- **Exercise prompt**:
Could you retype the lines below, starting at the line holding "Reproduce this screenshot" and stopping at the line holding "const nav = ['Boards', 'Projects', 'Users', 'Settings']", inclusive? Copy them exactly and drop the images.

- **Material for the task**:
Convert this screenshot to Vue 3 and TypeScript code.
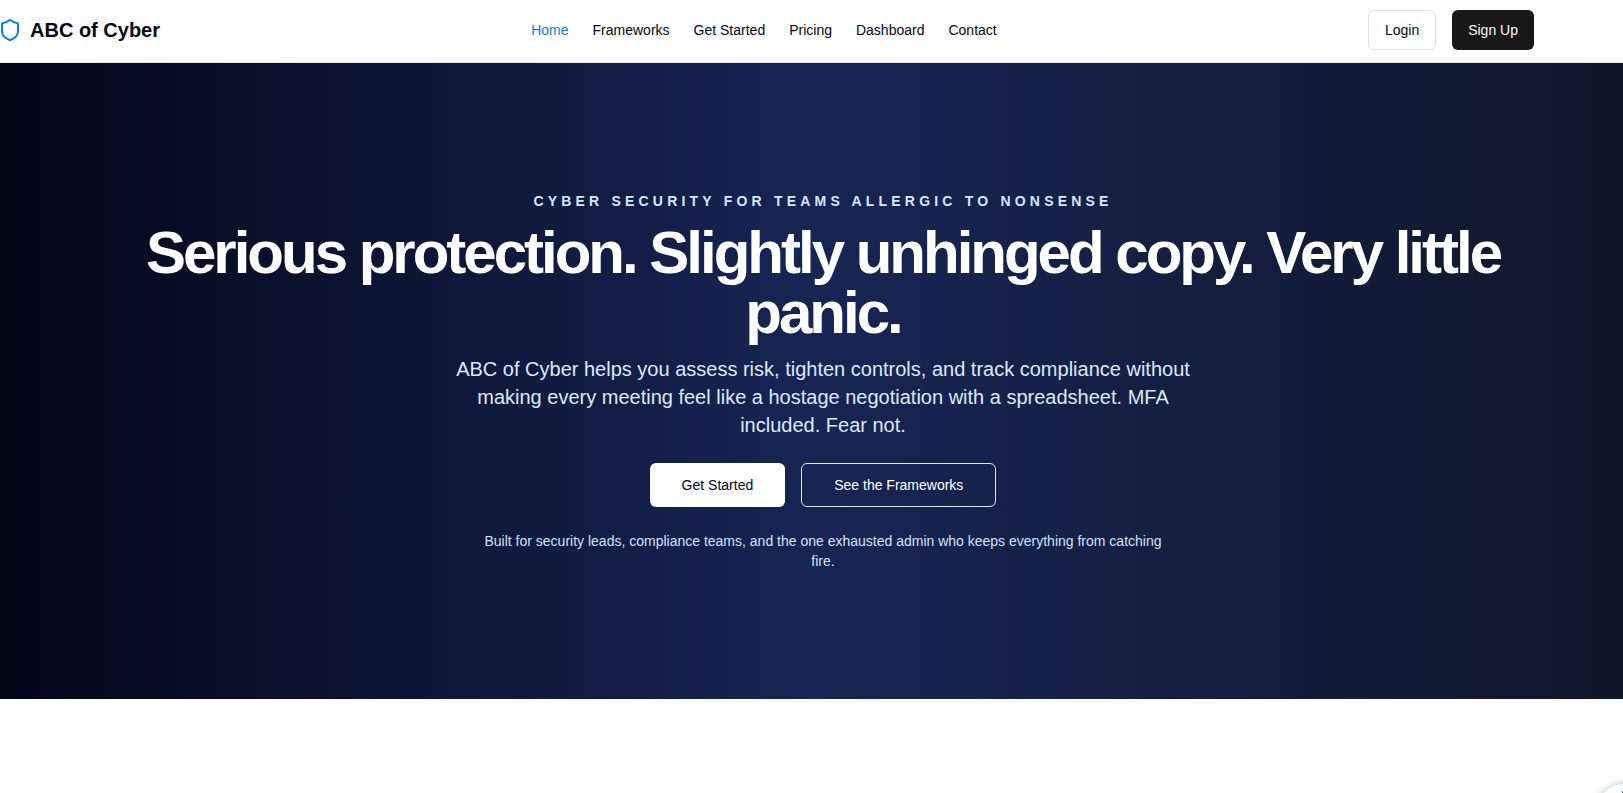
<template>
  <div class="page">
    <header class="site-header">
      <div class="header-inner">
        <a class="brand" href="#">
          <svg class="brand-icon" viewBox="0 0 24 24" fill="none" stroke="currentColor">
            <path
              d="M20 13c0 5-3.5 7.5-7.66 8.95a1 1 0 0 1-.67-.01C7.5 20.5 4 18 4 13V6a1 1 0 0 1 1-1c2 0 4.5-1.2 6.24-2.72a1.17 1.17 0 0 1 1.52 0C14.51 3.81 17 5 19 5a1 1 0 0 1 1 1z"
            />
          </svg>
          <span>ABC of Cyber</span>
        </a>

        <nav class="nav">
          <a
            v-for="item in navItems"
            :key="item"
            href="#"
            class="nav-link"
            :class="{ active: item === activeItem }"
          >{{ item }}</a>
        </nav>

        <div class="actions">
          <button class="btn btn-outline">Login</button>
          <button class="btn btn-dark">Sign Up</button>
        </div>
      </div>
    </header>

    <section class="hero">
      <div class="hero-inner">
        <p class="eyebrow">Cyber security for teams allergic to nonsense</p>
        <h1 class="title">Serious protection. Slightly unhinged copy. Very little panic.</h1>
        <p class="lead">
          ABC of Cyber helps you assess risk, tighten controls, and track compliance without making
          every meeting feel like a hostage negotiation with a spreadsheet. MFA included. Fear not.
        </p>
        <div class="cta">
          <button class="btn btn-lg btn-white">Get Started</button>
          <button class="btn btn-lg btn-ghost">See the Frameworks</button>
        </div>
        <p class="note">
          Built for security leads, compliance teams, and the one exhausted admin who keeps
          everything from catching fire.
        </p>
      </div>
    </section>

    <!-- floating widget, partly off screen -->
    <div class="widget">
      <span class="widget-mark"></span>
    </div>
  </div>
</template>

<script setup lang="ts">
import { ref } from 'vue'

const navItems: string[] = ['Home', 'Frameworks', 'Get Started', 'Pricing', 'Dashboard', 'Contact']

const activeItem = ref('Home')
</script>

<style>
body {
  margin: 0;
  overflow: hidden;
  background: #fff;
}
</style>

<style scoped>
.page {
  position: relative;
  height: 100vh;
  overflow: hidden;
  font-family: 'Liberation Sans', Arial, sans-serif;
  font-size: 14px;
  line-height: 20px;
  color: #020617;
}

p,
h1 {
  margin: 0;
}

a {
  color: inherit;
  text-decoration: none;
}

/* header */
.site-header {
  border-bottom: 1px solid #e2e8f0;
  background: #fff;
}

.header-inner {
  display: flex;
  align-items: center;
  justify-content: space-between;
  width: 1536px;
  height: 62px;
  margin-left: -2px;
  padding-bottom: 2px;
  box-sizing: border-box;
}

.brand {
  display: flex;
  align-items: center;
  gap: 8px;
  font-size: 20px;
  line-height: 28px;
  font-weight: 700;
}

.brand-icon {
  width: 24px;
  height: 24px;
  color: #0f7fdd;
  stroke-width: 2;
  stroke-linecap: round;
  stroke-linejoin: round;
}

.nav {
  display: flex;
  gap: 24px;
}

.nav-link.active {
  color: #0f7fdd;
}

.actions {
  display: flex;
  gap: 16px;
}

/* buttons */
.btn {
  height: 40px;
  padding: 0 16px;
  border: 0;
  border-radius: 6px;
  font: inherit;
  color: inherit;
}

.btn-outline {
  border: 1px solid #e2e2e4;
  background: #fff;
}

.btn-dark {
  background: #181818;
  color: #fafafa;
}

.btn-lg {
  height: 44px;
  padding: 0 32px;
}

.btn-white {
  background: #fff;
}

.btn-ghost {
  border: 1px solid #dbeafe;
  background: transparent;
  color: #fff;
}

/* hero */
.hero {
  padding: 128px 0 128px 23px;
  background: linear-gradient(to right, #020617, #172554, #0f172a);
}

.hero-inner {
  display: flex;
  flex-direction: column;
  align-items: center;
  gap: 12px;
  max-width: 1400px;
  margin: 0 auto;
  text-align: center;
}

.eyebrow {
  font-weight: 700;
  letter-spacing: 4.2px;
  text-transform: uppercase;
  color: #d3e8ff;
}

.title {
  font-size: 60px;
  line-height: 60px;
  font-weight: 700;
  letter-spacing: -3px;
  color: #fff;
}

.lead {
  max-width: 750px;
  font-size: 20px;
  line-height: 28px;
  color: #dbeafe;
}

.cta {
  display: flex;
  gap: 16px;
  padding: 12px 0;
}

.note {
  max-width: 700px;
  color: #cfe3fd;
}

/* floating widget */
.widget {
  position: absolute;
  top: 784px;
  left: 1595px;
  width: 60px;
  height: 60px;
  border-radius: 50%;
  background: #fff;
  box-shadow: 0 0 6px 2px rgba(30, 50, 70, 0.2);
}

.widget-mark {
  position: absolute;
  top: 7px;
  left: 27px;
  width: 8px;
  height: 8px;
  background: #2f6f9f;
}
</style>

--

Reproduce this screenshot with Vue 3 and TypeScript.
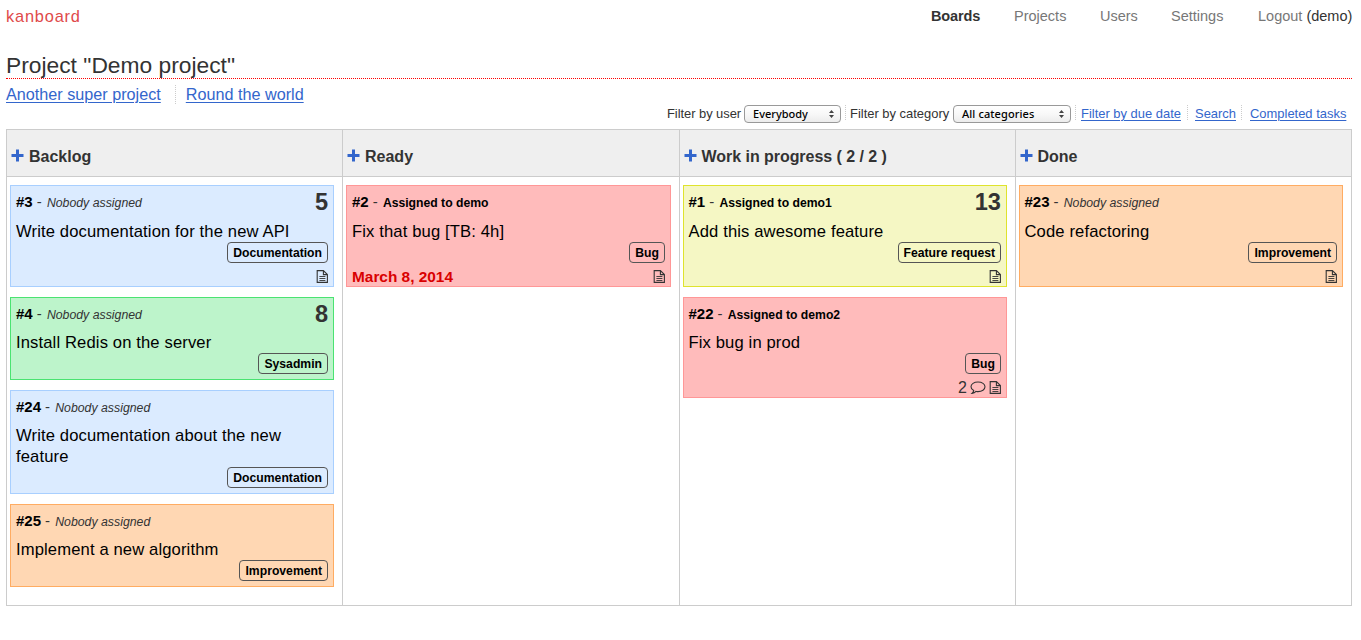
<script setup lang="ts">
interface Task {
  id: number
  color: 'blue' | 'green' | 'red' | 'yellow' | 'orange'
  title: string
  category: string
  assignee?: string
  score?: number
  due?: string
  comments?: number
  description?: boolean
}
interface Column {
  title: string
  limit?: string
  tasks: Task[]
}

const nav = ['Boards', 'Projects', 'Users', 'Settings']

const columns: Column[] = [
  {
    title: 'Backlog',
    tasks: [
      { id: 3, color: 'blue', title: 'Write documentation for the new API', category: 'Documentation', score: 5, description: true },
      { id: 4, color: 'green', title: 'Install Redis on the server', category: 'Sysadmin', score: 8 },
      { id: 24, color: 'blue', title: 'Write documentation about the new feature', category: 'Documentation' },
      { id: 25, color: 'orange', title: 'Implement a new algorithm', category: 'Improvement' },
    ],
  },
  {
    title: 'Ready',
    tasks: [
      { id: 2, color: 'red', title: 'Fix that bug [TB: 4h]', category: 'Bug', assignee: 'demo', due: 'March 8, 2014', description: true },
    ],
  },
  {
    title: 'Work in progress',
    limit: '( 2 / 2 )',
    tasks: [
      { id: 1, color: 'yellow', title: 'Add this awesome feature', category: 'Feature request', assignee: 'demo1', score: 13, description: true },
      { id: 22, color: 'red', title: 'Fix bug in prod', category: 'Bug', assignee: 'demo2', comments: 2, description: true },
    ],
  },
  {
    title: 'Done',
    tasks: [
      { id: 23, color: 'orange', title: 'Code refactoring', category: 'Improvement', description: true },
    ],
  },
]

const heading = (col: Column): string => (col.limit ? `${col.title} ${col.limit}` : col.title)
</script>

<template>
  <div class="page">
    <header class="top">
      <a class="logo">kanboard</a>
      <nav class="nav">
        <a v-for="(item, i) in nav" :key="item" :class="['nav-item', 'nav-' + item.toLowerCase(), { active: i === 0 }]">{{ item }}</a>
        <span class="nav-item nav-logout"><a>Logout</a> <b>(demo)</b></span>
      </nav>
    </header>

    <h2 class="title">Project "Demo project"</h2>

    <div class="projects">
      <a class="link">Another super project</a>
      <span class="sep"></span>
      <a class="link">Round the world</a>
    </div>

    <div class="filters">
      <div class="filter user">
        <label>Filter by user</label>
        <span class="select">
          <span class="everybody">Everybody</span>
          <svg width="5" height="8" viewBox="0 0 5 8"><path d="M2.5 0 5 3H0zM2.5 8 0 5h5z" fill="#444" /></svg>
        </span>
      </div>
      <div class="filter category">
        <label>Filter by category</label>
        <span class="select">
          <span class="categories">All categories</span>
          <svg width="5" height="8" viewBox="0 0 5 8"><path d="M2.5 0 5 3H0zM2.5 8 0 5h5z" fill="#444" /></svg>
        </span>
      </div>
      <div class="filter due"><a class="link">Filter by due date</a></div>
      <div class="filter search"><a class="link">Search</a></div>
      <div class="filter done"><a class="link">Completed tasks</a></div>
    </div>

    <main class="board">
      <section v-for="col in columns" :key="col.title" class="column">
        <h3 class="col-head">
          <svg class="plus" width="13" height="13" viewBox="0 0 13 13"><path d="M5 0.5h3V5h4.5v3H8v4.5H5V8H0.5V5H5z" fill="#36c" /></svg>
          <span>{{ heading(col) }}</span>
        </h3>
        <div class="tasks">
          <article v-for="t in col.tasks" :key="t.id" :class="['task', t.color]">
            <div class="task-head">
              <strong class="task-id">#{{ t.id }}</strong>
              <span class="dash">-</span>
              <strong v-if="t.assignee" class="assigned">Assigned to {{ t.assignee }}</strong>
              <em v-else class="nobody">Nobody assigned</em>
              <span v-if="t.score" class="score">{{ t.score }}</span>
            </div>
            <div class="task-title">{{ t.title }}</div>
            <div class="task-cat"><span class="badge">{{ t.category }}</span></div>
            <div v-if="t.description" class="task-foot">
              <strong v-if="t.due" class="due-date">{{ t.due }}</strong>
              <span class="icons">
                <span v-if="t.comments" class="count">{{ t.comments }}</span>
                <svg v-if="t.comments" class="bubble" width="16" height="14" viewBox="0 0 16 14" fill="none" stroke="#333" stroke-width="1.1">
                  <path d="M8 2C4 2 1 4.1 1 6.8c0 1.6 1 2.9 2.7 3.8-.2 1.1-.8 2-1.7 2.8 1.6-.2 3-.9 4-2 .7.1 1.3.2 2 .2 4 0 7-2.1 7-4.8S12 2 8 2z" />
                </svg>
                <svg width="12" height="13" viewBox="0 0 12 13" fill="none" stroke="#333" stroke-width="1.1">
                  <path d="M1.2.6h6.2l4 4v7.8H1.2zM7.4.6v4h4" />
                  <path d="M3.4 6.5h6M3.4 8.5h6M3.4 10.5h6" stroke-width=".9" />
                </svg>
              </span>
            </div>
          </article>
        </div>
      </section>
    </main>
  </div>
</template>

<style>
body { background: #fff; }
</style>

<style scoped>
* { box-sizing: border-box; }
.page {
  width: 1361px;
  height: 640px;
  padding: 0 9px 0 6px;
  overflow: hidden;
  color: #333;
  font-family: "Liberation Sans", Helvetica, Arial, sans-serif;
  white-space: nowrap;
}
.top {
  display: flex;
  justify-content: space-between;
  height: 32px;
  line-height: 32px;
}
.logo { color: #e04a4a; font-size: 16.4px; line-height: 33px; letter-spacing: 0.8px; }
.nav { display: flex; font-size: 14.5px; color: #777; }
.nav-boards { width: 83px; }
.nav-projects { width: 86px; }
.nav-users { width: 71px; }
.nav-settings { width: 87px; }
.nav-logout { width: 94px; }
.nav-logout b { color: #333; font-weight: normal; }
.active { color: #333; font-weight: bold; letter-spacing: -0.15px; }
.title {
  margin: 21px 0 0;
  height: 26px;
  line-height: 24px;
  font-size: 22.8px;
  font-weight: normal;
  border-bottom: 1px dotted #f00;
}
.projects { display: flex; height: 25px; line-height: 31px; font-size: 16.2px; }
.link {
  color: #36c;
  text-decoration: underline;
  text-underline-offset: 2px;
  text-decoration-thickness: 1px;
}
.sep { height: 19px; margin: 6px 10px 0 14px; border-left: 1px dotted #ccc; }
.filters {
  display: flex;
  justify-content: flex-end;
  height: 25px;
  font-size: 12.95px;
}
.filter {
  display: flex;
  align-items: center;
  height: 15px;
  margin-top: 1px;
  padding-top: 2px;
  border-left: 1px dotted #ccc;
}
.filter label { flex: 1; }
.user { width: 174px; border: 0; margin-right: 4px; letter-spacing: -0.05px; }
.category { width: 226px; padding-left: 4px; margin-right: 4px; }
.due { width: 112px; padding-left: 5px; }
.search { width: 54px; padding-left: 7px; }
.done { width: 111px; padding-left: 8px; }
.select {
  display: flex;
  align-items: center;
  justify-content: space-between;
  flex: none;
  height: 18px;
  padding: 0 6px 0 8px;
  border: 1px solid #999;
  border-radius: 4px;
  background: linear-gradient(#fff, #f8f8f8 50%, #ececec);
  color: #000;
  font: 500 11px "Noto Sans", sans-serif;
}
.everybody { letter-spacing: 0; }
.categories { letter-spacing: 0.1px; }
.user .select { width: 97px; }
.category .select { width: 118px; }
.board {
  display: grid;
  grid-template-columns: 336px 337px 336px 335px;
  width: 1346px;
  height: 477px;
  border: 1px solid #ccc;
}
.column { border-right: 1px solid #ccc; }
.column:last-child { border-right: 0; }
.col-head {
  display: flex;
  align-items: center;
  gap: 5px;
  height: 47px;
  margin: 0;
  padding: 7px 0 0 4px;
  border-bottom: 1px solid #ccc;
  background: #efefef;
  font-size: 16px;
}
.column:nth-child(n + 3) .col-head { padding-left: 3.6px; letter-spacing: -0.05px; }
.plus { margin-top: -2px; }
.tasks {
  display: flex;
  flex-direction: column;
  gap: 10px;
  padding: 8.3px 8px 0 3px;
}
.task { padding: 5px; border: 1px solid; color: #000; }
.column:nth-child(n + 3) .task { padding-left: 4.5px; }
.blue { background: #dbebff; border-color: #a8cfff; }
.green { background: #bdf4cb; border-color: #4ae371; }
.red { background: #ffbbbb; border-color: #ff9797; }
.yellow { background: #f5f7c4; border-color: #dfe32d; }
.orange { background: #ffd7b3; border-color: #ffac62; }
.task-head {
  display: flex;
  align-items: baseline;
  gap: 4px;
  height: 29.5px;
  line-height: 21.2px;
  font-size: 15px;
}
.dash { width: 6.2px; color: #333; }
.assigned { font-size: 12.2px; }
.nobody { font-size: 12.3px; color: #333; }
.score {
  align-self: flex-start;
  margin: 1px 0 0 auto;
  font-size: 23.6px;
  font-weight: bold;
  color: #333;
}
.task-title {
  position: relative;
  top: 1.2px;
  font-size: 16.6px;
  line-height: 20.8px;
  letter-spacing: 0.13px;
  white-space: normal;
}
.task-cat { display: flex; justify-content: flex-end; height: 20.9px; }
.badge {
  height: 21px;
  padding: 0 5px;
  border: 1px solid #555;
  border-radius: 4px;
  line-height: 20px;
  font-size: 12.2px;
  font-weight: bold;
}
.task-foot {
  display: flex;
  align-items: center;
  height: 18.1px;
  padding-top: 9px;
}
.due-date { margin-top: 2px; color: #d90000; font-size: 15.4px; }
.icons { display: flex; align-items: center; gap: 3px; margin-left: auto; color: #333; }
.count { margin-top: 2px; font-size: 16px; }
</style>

- **Result of the exercise**:
Reproduce this screenshot with Vue 3 and TypeScript.
<script setup lang="ts">
interface Task {
  id: number
  color: 'blue' | 'green' | 'red' | 'yellow' | 'orange'
  title: string
  category: string
  assignee?: string
  score?: number
  due?: string
  comments?: number
  description?: boolean
}
interface Column {
  title: string
  limit?: string
  tasks: Task[]
}

const nav = ['Boards', 'Projects', 'Users', 'Settings']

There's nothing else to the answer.